A firmare l’emendamento sono stati Filippo Caracciolo (Pd), Gianfranco Lopane (Con Emilano), Davide Bellomo (Lega), Stefano Lacatena (Forza Italia), Paolo Pagliaro (La Puglia domani), Ignazio Zullo (Fratelli d’Italia), Paolo Soccorso Dell’erba (Misto), Massimiliano Stellato (Popolari con Emiliano) e Grazie Di Bari (M5S).

Tra i depositari i capigruppo di Lega e Fratelli d’Italia oltre a ripristinare un beneficio per tutti, intervengono anche sui loro personalissimi conti. Bellomo fu una delle “vittime” della decisione di Vendola, lui ricopriva la carica di consigliere regionale nella legislatura 2010-15, mentre il consigliere di Fratelli d’Italia è immarcescibile: siede tra gli scranni del Consiglio dal 2005.

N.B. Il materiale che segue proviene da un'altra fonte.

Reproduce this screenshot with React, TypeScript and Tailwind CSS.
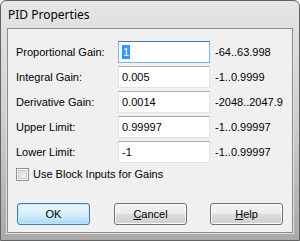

L’unica voce di dissenso è quella che arriva da Antonella Laricchia, assente alla votazione per motivi di salute. Lei che è stata eletta nelle fila del Movimento Cinque Stelle ed è legata alla frangia integralista che fa capo all’ex Alessandro Di Battista, rimane l’unica opposizione penstalleata in Consiglio. Gli altri eletti all’indomani delle elezioni hanno subito afferrato la mano tesa di Michele Emiliano che da anni ormai lavora all’accordo in regione con il Movimento.

Laricchia ha affidato ai social la rabbia per una decisione che ha visto protagonisti anche i suoi colleghi ormai divenuti ex dopo l’ennesimo atto di rottura con le origini del partito. «Già nella scorsa legislatura avevano provato a reintrodurre il Trattamento di Fine Mandato, per il quale non avevano versato un solo euro, non riuscendoci grazie all’opposizione del M5S (che nella scorsa legislatura seguiva ancora i principi per i quali è nato)».